For Rea it was clear what the issue had cost him: 25 points.
“All of a sudden I had a huge vibration start in the rear, then Tom passed me, and I decided I had to just finish the race as I’d seen Chaz go down,” said Rea.
“The vibrations got worse and worse and worse and then my tire just seemed to explode on the left side, that’s what I feel happened anyway.”
“I don’t know what speed I was doing, but it was scary, it felt like there was a sniper in the crowd who shot my bike from underneath me. I’m really frustrated, we need to analyze exactly what’s happened before pointing fingers though.”
“It’s a shame, as I was sitting pretty and conserving both tire and energy for the end. I knew I could race for the win with six laps to go, so that gives me a lot of motivation tomorrow, but with the new grid format I have to start from the fourth row, which is frustrating. Hopefully I’ll wake up not too sore!”
With Rea licking his wounds on the service road, and Davies fighting back through the field to finish eighth, the door was open for the Ducati and Kawasaki podium lockout of 2017 to end at the 11th round.
Leon Haslam was able to maintain Kawasaki honors in second position, with the wildcard taking second at the flag. It was Puccetti’s first Superbike podium, and afterwards Haslam was understandably thrilled.
“I felt comfortable to fight for the podium, but today we had a bit of a problem, and with the track temperatures changing it was behaving very differently,” said Haslam. “Obviously Chaz and Jonny crashed, but I was just working my way through, working my own race, and I’m so happy for Kawasaki Puccetti Racing.”
With Haslam claiming 20 points it was the battle for third that gave us a drama-filled last lap. Marco Melandri has been elevated to third by Rea’s misfortune and with a two second lead over Alex Lowes, on the penultimate lap, it looked like another safe podium finish for the Italian.

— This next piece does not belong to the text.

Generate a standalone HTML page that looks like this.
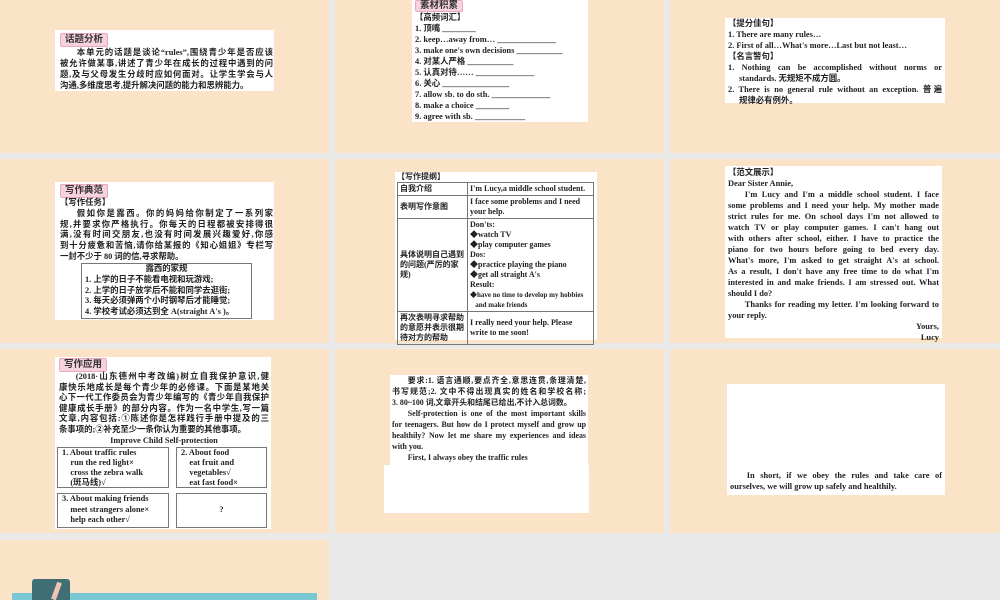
<!DOCTYPE html>
<html><head><meta charset="utf-8"><style>
*{margin:0;padding:0;box-sizing:border-box}
body{width:1000px;height:600px;background:#e9e9e9;position:relative;overflow:hidden;font-family:"Liberation Serif","Noto Sans CJK SC",serif;font-weight:bold;color:#222;font-size:8.4px;line-height:11px}
.p{position:absolute;background:#fae3c6}
.w{position:absolute;background:#fff}
.w div{white-space:nowrap}
.tag{display:inline-block;background:#f6d3dc;border:1px solid #e9a9bd;border-radius:2px;padding:0 4px;font-size:9.5px;line-height:12px;color:#333}
.in{text-indent:2em}
.j{text-align:justify;text-align-last:justify}
table{border-collapse:collapse}
td{border:1px solid #777;vertical-align:top;padding:1px 2px}
</style></head><body>
<div class="p" style="left:0;top:0;width:329px;height:153px"></div>
<div class="p" style="left:335px;top:0;width:329px;height:153px"></div>
<div class="p" style="left:670px;top:0;width:330px;height:153px"></div>
<div class="p" style="left:0;top:159px;width:329px;height:184px"></div>
<div class="p" style="left:335px;top:159px;width:329px;height:184px"></div>
<div class="p" style="left:670px;top:159px;width:330px;height:184px"></div>
<div class="p" style="left:0;top:349px;width:329px;height:184px"></div>
<div class="p" style="left:335px;top:349px;width:329px;height:184px"></div>
<div class="p" style="left:670px;top:349px;width:330px;height:184px"></div>
<div class="p" style="left:0;top:540px;width:329px;height:60px"></div>

<!-- A -->
<div class="w" style="left:55px;top:30px;width:219px;height:61px;padding:3px 1px 0 5px">
<span class="tag">话题分析</span>
<div class="in j">本单元的话题是谈论“rules”,围绕青少年是否应该</div>
<div class="j">被允许做某事,讲述了青少年在成长的过程中遇到的问</div>
<div class="j">题,及与父母发生分歧时应如何面对。让学生学会与人</div>
<div>沟通,多维度思考,提升解决问题的能力和思辨能力。</div>
</div>

<!-- B -->
<div class="w" style="left:412px;top:0;width:176px;height:122px;padding:0 3px">
<span class="tag" style="line-height:10px">素材积累</span>
<div>【高频词汇】</div>
<div>1. 顶嘴 ________</div>
<div>2. keep…away from… ______________</div>
<div>3. make one's own decisions ___________</div>
<div>4. 对某人严格 ___________</div>
<div>5. 认真对待…… ______________</div>
<div>6. 关心 ________________</div>
<div>7. allow sb. to do sth. ______________</div>
<div>8. make a choice ________</div>
<div>9. agree with sb. ____________</div>
</div>

<!-- C -->
<div class="w" style="left:725px;top:18px;width:220px;height:85px;padding:0 3px">
<div>【提分佳句】</div>
<div>1. There are many rules…</div>
<div>2. First of all…What's more…Last but not least…</div>
<div>【名言警句】</div>
<div class="j">1. Nothing can be accomplished without norms or</div>
<div style="padding-left:11px">standards. 无规矩不成方圆。</div>
<div class="j">2. There is no general rule without an exception. 普遍</div>
<div style="padding-left:11px">规律必有例外。</div>
</div>

<!-- D -->
<div class="w" style="left:55px;top:182px;width:219px;height:138px;padding:2px 1px 0 5px;line-height:10.8px">
<span class="tag">写作典范</span>
<div>【写作任务】</div>
<div class="in j">假如你是露西。你的妈妈给你制定了一系列家</div>
<div class="j">规,并要求你严格执行。你每天的日程都被安排得很</div>
<div class="j">满,没有时间交朋友,也没有时间发展兴趣爱好,你感</div>
<div class="j">到十分疲惫和苦恼,请你给某报的《知心姐姐》专栏写</div>
<div>一封不少于 80 词的信,寻求帮助。</div>
<div style="position:absolute;left:26px;top:81px;width:171px;height:56px;border:1px solid #777;padding:0 3px">
<div style="text-align:center">露西的家规</div>
<div>1. 上学的日子不能看电视和玩游戏;</div>
<div>2. 上学的日子放学后不能和同学去逛街;</div>
<div>3. 每天必须弹两个小时钢琴后才能睡觉;</div>
<div>4. 学校考试必须达到全 A(straight A's )。</div>
</div>
</div>

<!-- E -->
<div class="w" style="left:395px;top:172px;width:202px;height:168px;padding:0 2px;font-size:8px;line-height:10px">
<div>【写作提纲】</div>
<table style="width:197px;font-size:8px;line-height:10px">
<tr><td style="width:70px">自我介绍</td><td>I'm Lucy,a middle school student.</td></tr>
<tr><td style="vertical-align:middle">表明写作意图</td><td>I face some problems and I need your help.</td></tr>
<tr><td style="vertical-align:middle">具体说明自己遇到的问题(严厉的家规)</td><td>Don'ts:<br>◆watch TV<br>◆play computer games<br>Dos:<br>◆practice playing the piano<br>◆get all straight A's<br>Result:<br><span style="font-size:7px">◆have no time to develop my hobbies<br>&nbsp;&nbsp;&nbsp;and make friends</span></td></tr>
<tr><td>再次表明寻求帮助的意愿并表示很期待对方的帮助</td><td style="vertical-align:middle">I really need your help. Please write to me soon!</td></tr>
</table>
</div>

<!-- F -->
<div class="w" style="left:725px;top:166px;width:217px;height:172px;padding:1px 3px">
<div>【范文展示】</div>
<div>Dear Sister Annie,</div>
<div class="in j">I'm Lucy and I'm a middle school student. I face</div>
<div class="j">some problems and I need your help. My mother made</div>
<div class="j">strict rules for me. On school days I'm not allowed to</div>
<div class="j">watch TV or play computer games. I can't hang out</div>
<div class="j">with others after school, either. I have to practice the</div>
<div class="j">piano for two hours before going to bed every day.</div>
<div class="j">What's more, I'm asked to get straight A's at school.</div>
<div class="j">As a result, I don't have any free time to do what I'm</div>
<div class="j">interested in and make friends. I am stressed out. What</div>
<div>should I do?</div>
<div class="in j">Thanks for reading my letter. I'm looking forward to</div>
<div>your reply.</div>
<div style="text-align:right">Yours,</div>
<div style="text-align:right">Lucy</div>
</div>

<!-- G -->
<div class="w" style="left:55px;top:357px;width:216px;height:172px;padding:1px 2px 0 4px;line-height:10.6px">
<span class="tag">写作应用</span>
<div class="in j">(2018·山东德州中考改编)树立自我保护意识,健</div>
<div class="j">康快乐地成长是每个青少年的必修课。下面是某地关</div>
<div class="j">心下一代工作委员会为青少年编写的《青少年自我保护</div>
<div class="j">健康成长手册》的部分内容。作为一名中学生,写一篇</div>
<div class="j">文章,内容包括:①陈述你是怎样践行手册中提及的三</div>
<div>条事项的;②补充至少一条你认为重要的其他事项。</div>
<div style="text-align:center">Improve Child Self-protection</div>
<div style="position:absolute;left:2px;top:90px;width:112px;height:41px;border:1px solid #777;padding:0 4px;line-height:10px">1. About traffic rules<br>&nbsp;&nbsp;&nbsp;&nbsp;run the red light×<br>&nbsp;&nbsp;&nbsp;&nbsp;cross the zebra walk<br>&nbsp;&nbsp;&nbsp;&nbsp;(斑马线)√</div>
<div style="position:absolute;left:121px;top:90px;width:91px;height:41px;border:1px solid #777;padding:0 4px;line-height:10px">2. About food<br>&nbsp;&nbsp;&nbsp;&nbsp;eat fruit and<br>&nbsp;&nbsp;&nbsp;&nbsp;vegetables√<br>&nbsp;&nbsp;&nbsp;&nbsp;eat fast food×</div>
<div style="position:absolute;left:2px;top:136px;width:112px;height:35px;border:1px solid #777;padding:0 4px;line-height:10.5px">3. About making friends<br>&nbsp;&nbsp;&nbsp;&nbsp;meet strangers alone×<br>&nbsp;&nbsp;&nbsp;&nbsp;help each other√</div>
<div style="position:absolute;left:121px;top:136px;width:91px;height:35px;border:1px solid #777;text-align:center;padding-top:11px">?</div>
</div>

<!-- H -->
<div class="w" style="left:390px;top:375px;width:198px;height:92px;padding:0 2px;font-size:7.9px;line-height:11px">
<div class="in j">要求:1. 语言通顺,要点齐全,意思连贯,条理清楚,</div>
<div class="j">书写规范;2. 文中不得出现真实的姓名和学校名称;</div>
<div>3. 80~100 词,文章开头和结尾已给出,不计入总词数。</div>
<div class="in j">Self-protection is one of the most important skills</div>
<div class="j">for teenagers. But how do I protect myself and grow up</div>
<div class="j">healthily? Now let me share my experiences and ideas</div>
<div>with you.</div>
<div class="in">First, I always obey the traffic rules</div>
</div>
<div class="w" style="left:384px;top:465px;width:205px;height:48px"></div>

<!-- I -->
<div class="w" style="left:727px;top:384px;width:218px;height:111px;padding:86px 3px 0">
<div class="in j">In short, if we obey the rules and take care of</div>
<div>ourselves, we will grow up safely and healthily.</div>
</div>

<!-- row4 -->
<div style="position:absolute;left:12px;top:593px;width:305px;height:7px;background:#7ac8d4"></div>
<div style="position:absolute;left:32px;top:579px;width:38px;height:21px;background:#3f6e74;border-radius:3px 3px 0 0"></div>
<div style="position:absolute;left:54px;top:582px;width:5px;height:18px;background:#f0c3b6;transform:rotate(20deg)"></div>
</body></html>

On the final lap though, in front of his home-crowd, Lowes was able to pull the pin and cap off a superb run through the field with a podium.
“At the first corner, Leon came up the inside and I had to go off track and dropped down the field,” said Lowes. “It’s what you’d expect from Leon with a wildcard, there’s no hard feelings because he’s one of my best mates off track, but it made for a tough day!”
“The bike was great, we had the pace for fourth, but with Marco on the last lap, you’ve gotta go for it! When we were coming around Hollywood on the last lap the bike was sliding through the corner, and I was thinking of Nicky and the videos that we’ve always seen of him.”
“I wanted this podium, but we know there’s a gap to Kawasaki and Ducati. All year I’ve tried to do the best race that I can, and after the incident at Turn 1 that’s what I did.”
“I tried to pass people where I could, which I think is quite good, as in the past I think I’d have got annoyed and made mistakes. If you keep going and dig in, sometimes you get a bit of fortune, it’s not how I want to get a podium, but I’ll take it!”
Lowes joined Sykes and Haslam on the podium and afterwards Sykes joined his rival in offering thoughts of Hayden.
“I had to work for that win, but I need to pass my condolences to Nicky’s family,” said Sykes. “I said it to my brother, but it’s a very strange weekend, and strange not have my next door neighbor here with his great smile, so it’s been slightly strange all weekend.
“In a small way, this is basically for him, and overall the weekend has been good, and it’s nice to continue our form.”